I'm here at 9:30 Club tonight to see Trombone Shorty; this will be my 4th time seeing him.  Actually, to be honest I didn't really get into his music until the series Treme came on and I started hearing the music and I loved it.  I actually have 2 nephews who have relocated and have been living in New Orleans for over 10 years now. So we have a real good connection- we fly down cheap, stay for free, and go to all the clubs and stuff.  I've never been in New Orleans when Trombone Shorty is there.  He's blown up so much he's traveling, playing the world.   Now his tour has him playing in Japan and places like that.   We actually got to see his cousin, god I can't remember his name--Alexander David something--but, he's Shorty's cousin and we got to see him play down there--it was really good.  We got to see Kermit Ruffin, down in the Treme , and he actually played some DC Go-Go.  So, it was nice to see how all these musical styles are intertwined.

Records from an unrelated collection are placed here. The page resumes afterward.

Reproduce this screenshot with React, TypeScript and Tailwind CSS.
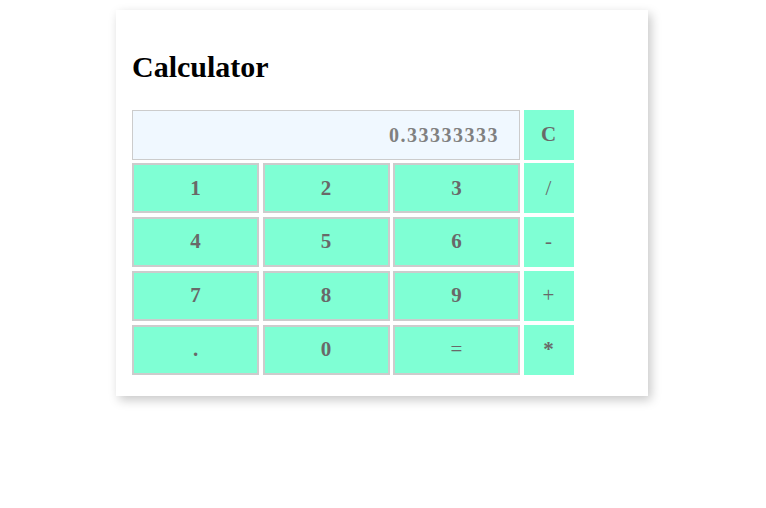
import { useState } from "react";

const keys = [
    ["1", "2", "3", "/"],
    ["4", "5", "6", "-"],
    ["7", "8", "9", "+"],
    [".", "0", "=", "*"],
];

// these glyphs show in the regular cut, the rest are bold
const thin = ["/", "-", "+", "="];

export default function App() {
    const [display, setDisplay] = useState("0.33333333");

    function press(k: string) {
        if (k === "=") {
            try {
                // eslint-disable-next-line no-new-func
                const v = Function(`return (${display})`)();
                setDisplay(String(Math.round(v * 1e8) / 1e8));
            } catch {
                setDisplay("Error");
            }
            return;
        }
        setDisplay(display === "0" ? k : display + k);
    }

    return (
        <div className="min-h-[508px] bg-white pt-[10px] font-['Liberation_Serif',serif]">
            <div className="ml-[116px] w-[532px] bg-white px-4 pt-4 pb-[21px] shadow-[3px_4px_10px_rgba(0,0,0,0.22)]">
                <h2 className="mt-[24px] mb-[25px] text-[30px] font-bold leading-[34.5px] text-black">Calculator</h2>
                <div className="grid grid-cols-[127px_127px_127px_50px] grid-rows-[repeat(5,50px)] gap-x-[3.5px] gap-y-[3.75px]">
                    <div className="col-span-3 flex items-center justify-end border border-[#cccccc] bg-[#f0f8ff] pr-[20px] text-[20px] font-bold tracking-[1.5px] text-[#808080]">
                        {display}
                    </div>
                    <button
                        onClick={() => setDisplay("0")}
                        className="bg-[#7fffd4] text-[21px] font-bold text-[#696969]"
                    >
                        C
                    </button>
                    {keys.map((row) =>
                        row.map((k, i) => (
                            <button
                                key={k}
                                onClick={() => press(k)}
                                className={
                                    (i < 3 ? "border-2 border-[#cccccc] " : "") +
                                    (thin.includes(k) ? "font-normal " : "font-bold ") +
                                    "bg-[#7fffd4] text-[21px] text-[#696969]"
                                }
                            >
                                {k}
                            </button>
                        ))
                    )}
                </div>
            </div>
        </div>
    );
}
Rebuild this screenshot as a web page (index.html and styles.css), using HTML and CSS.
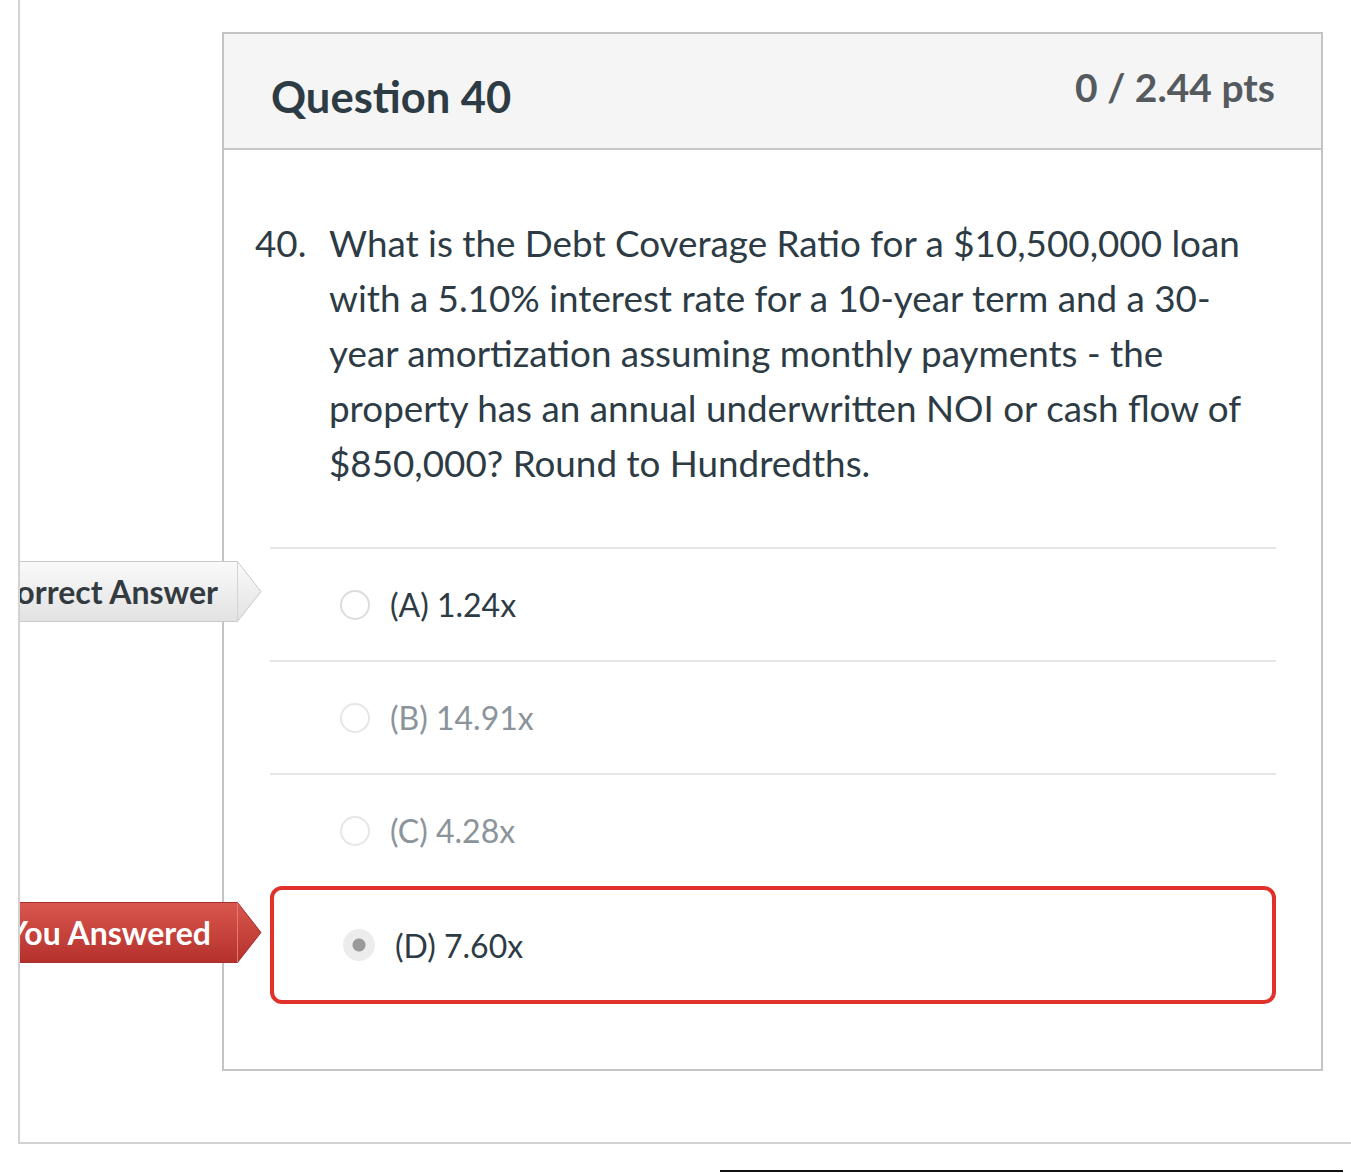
FILE: index.html
```html
<!DOCTYPE html>
<html lang="en">
<head>
<meta charset="utf-8">
<title>Question 40</title>
<link rel="stylesheet" href="styles.css">
</head>
<body>
<div class="page">
  <div class="quiz">
    <div class="question">
      <div class="q-header">
        <h2 class="q-title">Question 40</h2>
        <div class="q-pts">0 / 2.44 pts</div>
      </div>
      <div class="q-body">
        <div class="q-text">
          <span class="q-num">40.</span>
          <p class="q-para">What is the Debt Coverage Ratio for a $10,500,000 loan with a 5.10% interest rate for a 10-year term and a 30-year amortization assuming monthly payments - the property has an annual underwritten NOI or cash flow of $850,000? Round to Hundredths.</p>
        </div>
        <div class="answers">
          <div class="answer correct">
            <div class="flag flag-correct">
              <svg class="flag-shape" viewBox="0 0 272 61" preserveAspectRatio="none">
                <defs>
                  <linearGradient id="gGray" x1="0" y1="0" x2="0" y2="1">
                    <stop offset="0" stop-color="#fafafa"/>
                    <stop offset="1" stop-color="#e2e2e2"/>
                  </linearGradient>
                </defs>
                <polygon points="0.5,0.5 247.5,0.5 271,30.5 247.5,60.5 0.5,60.5" fill="url(#gGray)" stroke="#c9c9c9" stroke-width="1"/>
                <line x1="247.5" y1="1" x2="247.5" y2="60" stroke="#d4d4d4" stroke-width="1"/>
              </svg>
              <span class="flag-text">Correct Answer</span>
            </div>
            <span class="radio"></span>
            <span class="answer-text">(A) 1.24x</span>
          </div>
          <div class="answer muted">
            <span class="radio"></span>
            <span class="answer-text">(B) 14.91x</span>
          </div>
          <div class="answer muted">
            <span class="radio"></span>
            <span class="answer-text">(C) 4.28x</span>
          </div>
          <div class="answer wrong">
            <div class="flag flag-wrong">
              <svg class="flag-shape" viewBox="0 0 272 61" preserveAspectRatio="none">
                <defs>
                  <linearGradient id="gRed" x1="0" y1="0" x2="0" y2="1">
                    <stop offset="0" stop-color="#d9574f"/>
                    <stop offset="1" stop-color="#b5302b"/>
                  </linearGradient>
                </defs>
                <polygon points="0.5,0.5 247.5,0.5 271,30.5 247.5,60.5 0.5,60.5" fill="url(#gRed)" stroke="#a8302c" stroke-width="1"/>
                <line x1="247.5" y1="1" x2="247.5" y2="60" stroke="#e07a74" stroke-width="1"/>
              </svg>
              <span class="flag-text">You Answered</span>
            </div>
            <span class="radio selected"></span>
            <span class="answer-text">(D) 7.60x</span>
          </div>
        </div>
      </div>
    </div>
  </div>
  <div class="bottom-rule"></div>
</div>
</body>
</html>
```
FILE: styles.css
```css
* { box-sizing: border-box; }

html, body {
  margin: 0;
  padding: 0;
  background: #ffffff;
}

body {
  font-family: Lato, "Open Sans", "Liberation Sans", sans-serif;
  color: #2d3b45;
  overflow: hidden;
}

.page {
  width: 1351px;
  height: 1173px;
}

.quiz {
  margin-left: 18px;
  width: 1400px;
  border-left: 2px solid #d2d2d2;
  border-bottom: 2px solid #d2d2d2;
  padding: 32px 0 71px 202px;
  overflow: hidden;
}

.question {
  width: 1101px;
  border: 2px solid #c4c4c4;
  background: #ffffff;
}

.q-header {
  height: 116px;
  background: #f5f5f5;
  border-bottom: 2px solid #c8c8c8;
  display: flex;
  justify-content: space-between;
  align-items: flex-start;
  padding: 0 46px 0 47px;
}

.q-title {
  margin: 37px 0 0 0;
  font-size: 43.5px;
  line-height: 50px;
  font-weight: 700;
  color: #2d3b45;
}

.q-pts {
  margin-top: 30px;
  font-size: 39px;
  line-height: 46px;
  font-weight: 700;
  color: #555a5e;
}

.q-body {
  padding: 66px 45px 65px 31px;
}

.q-text {
  display: flex;
  align-items: flex-start;
  font-size: 36.8px;
  line-height: 55px;
  color: #2d3b45;
}

.q-num {
  flex: 0 0 74px;
}

.q-para {
  margin: 0;
  flex: 1;
}

.answers {
  margin: 56px 0 0 15px;
}

.answer {
  position: relative;
  display: flex;
  align-items: center;
  height: 113px;
  border-top: 2px solid #e6e6e6;
  padding-left: 70px;
  font-size: 32px;
  color: #2d3b45;
}

.answer.muted {
  color: #8b949b;
}

.answer.wrong {
  height: 118px;
  border: 4px solid #e0322b;
  border-radius: 12px;
  padding-left: 69px;
}

.radio {
  width: 30px;
  height: 30px;
  border-radius: 50%;
  border: 2px solid #dcdcdc;
  background: #ffffff;
  margin-right: 20px;
  flex: 0 0 auto;
}

.answer.muted .radio {
  border-color: #e6e6e6;
}

.radio.selected {
  width: 32px;
  height: 32px;
  border: none;
  background: radial-gradient(circle, #9a9a9a 0 6px, #ececec 7px);
  margin-right: 20px;
}

.flag {
  position: absolute;
  left: -280px;
  width: 272px;
  height: 61px;
  display: flex;
  align-items: center;
  justify-content: flex-end;
  padding-right: 44px;
  z-index: 2;
}

.flag-correct {
  top: 12px;
}

.flag-wrong {
  top: 12px;
  left: -284px;
  padding-right: 51px;
}

.flag-shape {
  position: absolute;
  left: 0;
  top: 0;
  width: 100%;
  height: 100%;
}

.flag-text {
  position: relative;
  font-size: 32px;
  font-weight: 700;
  white-space: nowrap;
  line-height: 1;
}

.flag-correct .flag-text {
  color: #333b40;
}

.flag-wrong .flag-text {
  color: #ffffff;
}

.bottom-rule {
  margin: 26px 0 0 720px;
  width: 623px;
  border-top: 2px solid #111111;
}
```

Well, no, I've never stood firstinline to get tickets, mostly because I'm lucky!  I've always had connections with my brother-in-law.  He was also the Program Director for WOL Radio; before there were any black FM radio stations we had WOOK and WOL, so I always had connections to get tickets to things.   I've seen shows in Sky suites, and sometimes I just bought my tickets and was in the  middle of a crowd at a festival.

My favorite show of all time, that I’ve ever seen? Whoosh...that’s hard, because I’m 55 years old and I have seen everybody in their prime.

I've seen Marvin Gaye, people like that perform.  Well, now that you mention it…the favorite thing that I ever went to was the first DUFF (Dimensions Unlimited Freedom Festival) concert at RFK stadium in 1973.  They had everybody there.  They had Funkadelic there, Mandrill, New Birth, Harold Melvin and the Blue Notes when Teddy Pendergrass was still singing with them.  Marvin Gaye, that was the best thing ever.  It went from early in the evening until the next morning.  And I was a kid…but I loved it.

I gotta see a show.  In fact I'm going to see one next week- Thievery Corporation.  They'll be at the Lincoln Theatre.  If I haven't been to a show in awhile, I get edgy.  I love music.  It's hard to say why.  It's just a feeling.  It puts a feeling in your body.  It takes your mind to another place.  That's what I love about it.